Married people too are called upon to progress unceasingly in their moral life with the support of a sincere and active desire to gain ever better knowledge of the values enshrined in and fostered by the law of God. They must also be supported by an upright and generous willingness to embody these values in their concrete decisions. They cannot, however, look on the law as merely an ideal to be achieved in the future: They must consider it as a command of Christ the Lord to overcome difficulties with constancy. "And so what is know as 'the law of gradualness' or step-by-step advance cannot be identified with 'gradualness of the law,' as if there were different degrees or forms of precept in God's law for different individuals and situations. In God's plan, all husbands and wives are called in marriage to holiness, and this lofty vocation is fulfilled to the extent that the human person is able to respond to God's command with serene confidence in God's grace and in his or her own will" 95. On the same lines, it is part of the Church's pedagogy that husbands and wives would first recognize clearly the teaching of Humanae Vitae as indicating the norm forthe exercise of their sexuality, and that they should endeavor to establish the conditions necessary for observing that norm. As the synod noted, this pedagogy embraces the whole of married life. Accordingly, the function of transmitting life must be integrated into the overall mission of Christian life as a whole which, without the cross, cannot reach the resurrection. In such a context it is understandable that sacrifice cannot be removed from family life, but must in fact be wholeheartedly accepted if the love between husband and wife is to be deepened and become a source of intimate joy.

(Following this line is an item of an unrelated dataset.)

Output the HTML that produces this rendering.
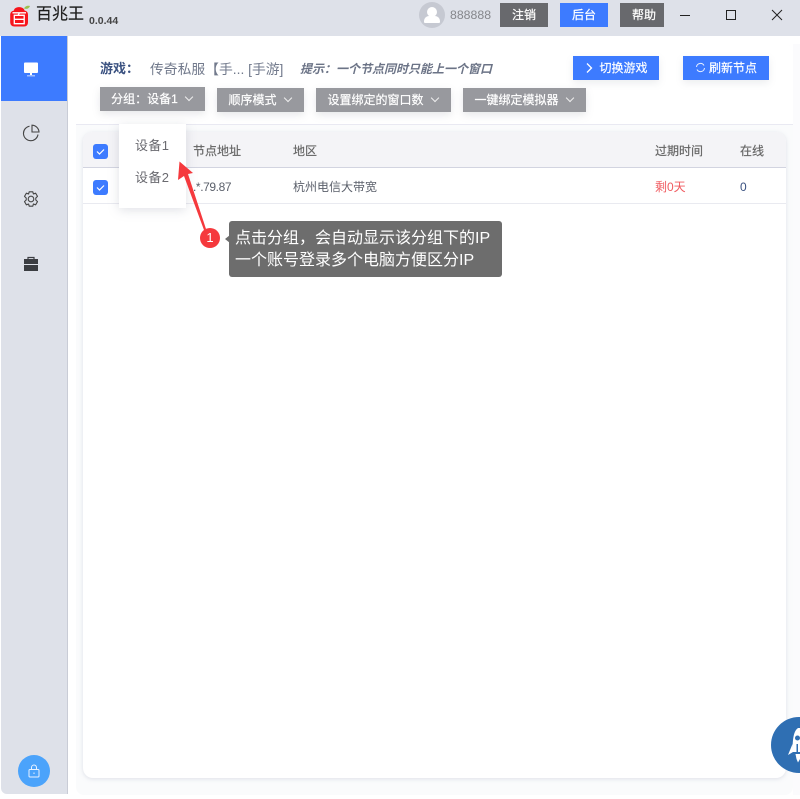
<!DOCTYPE html>
<html lang="zh">
<head>
<meta charset="utf-8">
<style>
html,body{margin:0;padding:0}
body{width:800px;height:799px;position:relative;overflow:hidden;background:#fff;font-family:"Liberation Sans","Noto Sans CJK SC",sans-serif;font-size:12px;color:#555}
.a{position:absolute;white-space:nowrap}
.btn{position:absolute;height:24px;line-height:24px;color:#fff;text-align:center;font-size:12px;white-space:nowrap;-webkit-text-stroke:.2px #fff}
.gray{background:#98999e;box-shadow:0 3px 8px rgba(120,125,140,.18)}
.blue{background:#3d7bff;box-shadow:0 3px 8px rgba(120,125,140,.14)}
.dark{background:#68696d;font-size:12px}
.chev{display:inline-block;width:5px;height:5px;border-right:1px solid #eee;border-bottom:1px solid #eee;transform:rotate(45deg);margin-left:8px;margin-right:2px;position:relative;top:-3px;-webkit-text-stroke:0}
.cb{position:absolute;left:93px;width:15px;height:15px;background:#3d7bff;border-radius:3px}
.cb svg{position:absolute;left:0;top:0}
.th{-webkit-text-stroke:.2px #666}
</style>
</head>
<body>
<!-- title bar -->
<div class="a" style="left:0;top:0;width:800px;height:36px;background:#dee1e9"></div>
<svg class="a" style="left:9px;top:4px" width="22" height="24" viewBox="0 0 22 24">
<path d="M5 6.5C5 2 15 2 15.5 6.5C18 7 19 8.5 19 11L19 18C19 21 17.5 22.5 15 22.5L5.5 22.5C3 22.5 1.2 21 1.2 18L1.2 11C1.2 8.5 2.5 7 5 6.5Z" fill="#f7141b"/>
<path d="M15 4.500C16.500 1.800 18.500 1.500 21 2C20 4.500 18 5.500 15 4.500Z" fill="#9cc04f"/>
<path d="M3.5 8.8H17M10.500 8.800L9 11.300M5.300 11.300H15.200V19.700H5.300ZM5.300 15.300H15.200" stroke="#fff" stroke-width="1.3" fill="none"/>
</svg>
<div class="a" style="left:36px;top:3px;font-size:16px;line-height:24px;color:#1c1c1c;-webkit-text-stroke:.2px #1c1c1c">百兆王</div>
<div class="a" style="left:89px;top:14px;font-size:10.5px;line-height:14px;color:#444;font-weight:bold">0.0.44</div>
<div class="a" style="left:419px;top:2px;width:26px;height:26px;border-radius:50%;background:#c6c9d2;overflow:hidden">
<div style="position:absolute;left:8px;top:5px;width:10px;height:10px;border-radius:50%;background:#fff"></div>
<div style="position:absolute;left:5px;top:14px;width:16px;height:7px;border-radius:5px 5px 1px 1px;background:#fff"></div>
</div>
<div class="a" style="left:450px;top:8px;font-size:12.3px;line-height:15px;color:#85868b">888888</div>
<div class="btn dark" style="left:500px;top:3px;width:48px">注销</div>
<div class="btn" style="left:560px;top:3px;width:48px;background:#3d7bff">后台</div>
<div class="btn dark" style="left:620px;top:3px;width:44px;text-indent:4px">帮助</div>
<svg class="a" style="left:670px;top:0" width="130" height="30" viewBox="0 0 130 30" fill="none" stroke="#222" stroke-width="1">
<path d="M10 15.5H20"/>
<rect x="56.5" y="10.5" width="9" height="9"/>
<path d="M102 10L112 20M112 10L102 20"/>
</svg>

<!-- sidebar -->
<div class="a" style="left:1px;top:36px;width:66px;height:758px;background:#dee1e9;border-right:1px solid #c9ccd6;border-radius:0 0 0 6px"></div>
<div class="a" style="left:1px;top:36px;width:66px;height:65px;background:#3d7bff"></div>
<svg class="a" style="left:22px;top:60px" width="18" height="18" viewBox="0 0 18 18">
<rect x="2" y="2.5" width="14" height="10.5" rx="1" fill="#fff"/>
<path d="M8 13H10V15H8ZM5 15.5H13V16.2H5Z" fill="#fff"/>
</svg>
<svg class="a" style="left:21px;top:123px" width="20" height="20" viewBox="0 0 20 20" fill="none" stroke="#444" stroke-width="1.1">
<path d="M8.5 3.2A7.3 7.3 0 1 0 17 11.5"/>
<path d="M11 2.2V9H18A7.2 7.2 0 0 0 11 2.2Z"/>
</svg>
<svg class="a" style="left:21px;top:189px" width="20" height="20" viewBox="0 0 20 20" fill="none" stroke="#444" stroke-width="1.1">
<path d="M8.2 2.8H11.8L12.4 5L14.6 4.2L16.5 7.4L14.8 9L14.8 11L16.5 12.6L14.6 15.8L12.4 15L11.8 17.2H8.2L7.6 15L5.4 15.8L3.5 12.6L5.2 11L5.2 9L3.5 7.4L5.4 4.2L7.6 5Z" stroke-linejoin="round"/>
<circle cx="10" cy="10" r="2.8"/>
</svg>
<svg class="a" style="left:22px;top:255px" width="18" height="18" viewBox="0 0 18 18">
<path d="M6 4.5V2.5H12V4.5" fill="none" stroke="#3b3d42" stroke-width="1.2"/>
<rect x="2" y="4" width="14" height="5" fill="#3b3d42"/>
<rect x="2" y="10" width="14" height="6" fill="#3b3d42"/>
</svg>
<div class="a" style="left:18px;top:755px;width:32px;height:32px;border-radius:50%;background:#4ba3fb"></div>
<svg class="a" style="left:26px;top:763px" width="16" height="16" viewBox="0 0 16 16" fill="none" stroke="#e8f2ff" stroke-width="1">
<rect x="3" y="6.5" width="10" height="7.5" rx="1"/>
<path d="M5.5 6.5V4.5A2.5 2.5 0 0 1 10.5 4.5V6.5"/>
<path d="M8 9.5V11"/>
</svg>

<!-- content panel -->
<div class="a" style="left:68px;top:36px;width:732px;height:763px;background:#fff"></div>
<div class="a" style="left:793px;top:44px;width:7px;height:751px;background:#fbfbfd"></div>
<div class="a" style="left:76px;top:44px;width:717px;height:751px;background:#fafbfc;border-radius:8px"></div>
<div class="a" style="left:76px;top:44px;width:717px;height:80px;background:#fff;border-radius:8px 8px 0 0;border-bottom:1px solid #e9e9f2"></div>

<div class="a" style="left:100px;top:60px;font-size:13px;line-height:18px;font-weight:bold;color:#3a5180">游戏：</div>
<div class="a" style="left:150px;top:61px;font-size:13.8px;line-height:18px;color:#727a8c">传奇私服【手... [手游]</div>
<div class="a" style="left:300px;top:60px;font-size:12px;line-height:18px;font-weight:bold;font-style:italic;color:#6b7386">提示：一个节点同时只能上一个窗口</div>

<div class="btn blue" style="left:573px;top:56px;width:86px"><svg width="10" height="12" viewBox="0 0 10 12" style="vertical-align:-2px;margin-right:5px"><path d="M3 1.5L7.5 6L3 10.5" fill="none" stroke="#fff" stroke-width="1.3"/></svg>切换游戏</div>
<div class="btn blue" style="left:683px;top:56px;width:86px"><svg width="11" height="11" viewBox="0 0 11 11" style="vertical-align:-1px;margin-right:3px" fill="none" stroke="#e6eeff" stroke-width="1"><path d="M1.5 5A4 4 0 0 1 9 3.5M9.5 6A4 4 0 0 1 2 7.5"/></svg>刷新节点</div>

<div class="btn gray" style="left:100px;top:87px;width:105px">分组：设备1<span class="chev"></span></div>
<div class="btn gray" style="left:217px;top:88px;width:87px">顺序模式<span class="chev"></span></div>
<div class="btn gray" style="left:316px;top:88px;width:135px">设置绑定的窗口数<span class="chev"></span></div>
<div class="btn gray" style="left:463px;top:88px;width:123px">一键绑定模拟器<span class="chev"></span></div>

<!-- table card -->
<div class="a" style="left:83px;top:132px;width:703px;height:646px;background:#fff;border-radius:10px;box-shadow:0 1px 4px rgba(170,175,195,.35)"></div>
<div class="a" style="left:83px;top:132px;width:703px;height:35px;background:#f4f4f7;border-radius:10px 10px 0 0;border-bottom:1px solid #d2d4e0"></div>
<div class="a" style="left:83px;top:203px;width:703px;height:1px;background:#e9eaf0"></div>
<div class="cb" style="top:144px"><svg width="15" height="15" viewBox="0 0 15 15"><path d="M4 7.5L6.5 10L11 5.5" fill="none" stroke="#fff" stroke-width="1.2"/></svg></div>
<div class="cb" style="top:180px"><svg width="15" height="15" viewBox="0 0 15 15"><path d="M4 7.5L6.5 10L11 5.5" fill="none" stroke="#fff" stroke-width="1.2"/></svg></div>
<div class="a th" style="left:193px;top:142px;line-height:18px;color:#666">节点地址</div>
<div class="a th" style="left:293px;top:142px;line-height:18px;color:#666">地区</div>
<div class="a th" style="left:655px;top:142px;line-height:18px;color:#666">过期时间</div>
<div class="a th" style="left:740px;top:142px;line-height:18px;color:#666">在线</div>
<div class="a" style="left:193px;top:178px;line-height:18px;color:#5a5f6a;letter-spacing:-.4px">.*.79.87</div>
<div class="a" style="left:293px;top:178px;line-height:18px;color:#5a5f6a">杭州电信大带宽</div>
<div class="a" style="left:655px;top:178px;line-height:18px;color:#f05a5f">剩0天</div>
<div class="a" style="left:740px;top:178px;line-height:18px;color:#3a5180">0</div>

<!-- dropdown -->
<div class="a" style="left:119px;top:124px;width:67px;height:84px;background:#fff;box-shadow:0 2px 10px rgba(130,135,155,.25)"></div>
<div class="a" style="left:135px;top:137px;font-size:13px;line-height:18px;color:#6a6a70;letter-spacing:.4px">设备1</div>
<div class="a" style="left:135px;top:169px;font-size:13px;line-height:18px;color:#6a6a70;letter-spacing:.4px">设备2</div>

<!-- annotation -->
<svg class="a" style="left:170px;top:150px" width="50" height="90" viewBox="0 0 50 90">
<path d="M9.5 11.5L8 30L14 26L34 80L36 79L18 24L23 23Z" fill="#f5393d"/>
</svg>
<div class="a" style="left:200px;top:228px;width:20px;height:20px;border-radius:50%;background:#f5393d;color:#fff;font-size:13px;line-height:20px;text-align:center">1</div>
<div class="a" style="left:225px;top:235px;width:0;height:0;border:4px solid transparent;border-right:5px solid #6d6d6d;border-left:0"></div>
<div class="a" style="left:229px;top:221px;width:273px;height:56px;background:#6d6d6d;border-radius:3px"></div>
<div class="a" style="left:235px;top:228px;font-size:16px;line-height:22px;color:#fff">点击分组，会自动显示该分组下的IP<br>一个账号登录多个电脑方便区分IP</div>

<!-- floating rocket -->
<div class="a" style="left:771px;top:717px;width:56px;height:56px;border-radius:50%;background:#2f6fb3"></div>
<svg class="a" style="left:786px;top:726px" width="14" height="38" viewBox="0 0 14 38">
<path d="M12 2C8 5 6.5 11 6.5 26H14V2Z" fill="#fff"/>
<path d="M6.5 18L2 29L7 26Z" fill="#fff"/>
<path d="M9.5 28H14V33L12 36.5L10.5 33Z" fill="#fff"/>
<circle cx="11.500" cy="12" r="2.5" fill="#2f6fb3"/>
<path d="M10.5 18H12V26H10.5Z" fill="#2f6fb3"/>
</svg>
</body>
</html>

This shared progress demands reflection, instruction and suitable education on the part of the priests, religious and lay people engaged in family pastoral work: they will all be able to assist married people in their human and spiritual progress, a progress that demands awareness of sin, a sincere commitment to observe the moral law and the ministry of reconciliation. It must also be kept in mind that conjugal intimacy involves the wills of two persons, who are thereby called to harmonize their mentality and behavior, requiring much patience, understanding and time. Uniquely important in this field is unity of moral and pastoral judgement by priests -- a unity that must be carefully sought and ensured in order that the faithful may not have to suffer anxiety of conscience 96.

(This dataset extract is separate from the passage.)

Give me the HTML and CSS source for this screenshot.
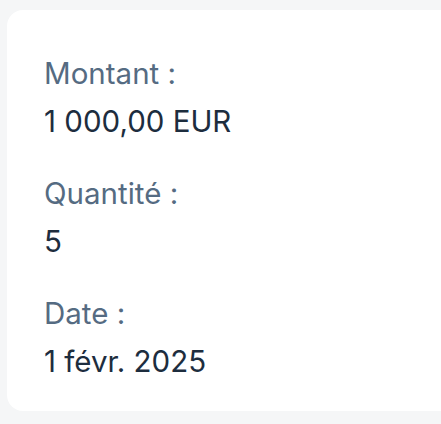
FILE: index.html
```html
<!DOCTYPE html>
<html lang="fr">
<head>
<meta charset="utf-8">
<link rel="stylesheet" href="styles.css">
</head>
<body>
<div class="page">
  <div class="card">
    <div class="field">
      <div class="label">Montant :</div>
      <div class="value">1&nbsp;000,00 EUR</div>
    </div>
    <div class="field">
      <div class="label">Quantité :</div>
      <div class="value">5</div>
    </div>
    <div class="field">
      <div class="label">Date :</div>
      <div class="value">1 févr. 2025</div>
    </div>
  </div>
</div>
</body>
</html>
```
FILE: styles.css
```css
html, body {
  margin: 0;
  background: #f5f6f7;
}
body {
  font-family: Inter, "Liberation Sans", Arial, sans-serif;
}
.page {
  width: 441px;
  height: 424px;
  overflow: hidden;
  padding: 10px 0 0 7px;
  box-sizing: border-box;
}
.card {
  background: #ffffff;
  border-radius: 16px;
  width: 460px;
  height: 401px;
  box-sizing: border-box;
  padding: 45px 0 0 37px;
  display: flex;
  flex-direction: column;
  gap: 36px;
}
.field {
  display: flex;
  flex-direction: column;
  gap: 12px;
}
.label {
  font-size: 29.5px;
  line-height: 36px;
  color: #556b82;
}
.value {
  font-size: 29.5px;
  line-height: 36px;
  color: #1d2d3e;
}
```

It will be easier for married people to make progress if, with respect for the Church's teaching and with trust in the grace of Christ, and with the help and support of the pastors of souls and the entire ecclesial community, they are able to discover and experience the liberating and inspiring value of authentic love that is offered by the Gospel and set before us by the Lord's commandment.

35. Instilling conviction and offering practical help

With regard to the question of lawful birth regulation, the ecclesial community at the present time must take on the task of instilling conviction and offering practical help to those who wish to live out their parenthood in a truly responsible way.

In this matter, while the Church notes with satisfaction the results achieved by scientific research aimed at more precise knowledge of the rhythms of women's fertility, and while it encourages a more decisive and wide-ranging extension of that research, it cannot fail to call with renewed vigor on the responsibility of all -- doctors, experts, marriage counselors, teachers and married couples -- who can actually help married people to live their love with respect for the structure and finalities of the conjugal act which expresses that love. This implies a broader, more decisive and more systematic effort to make the natural methods of regulating fertility known, respected and applied 97.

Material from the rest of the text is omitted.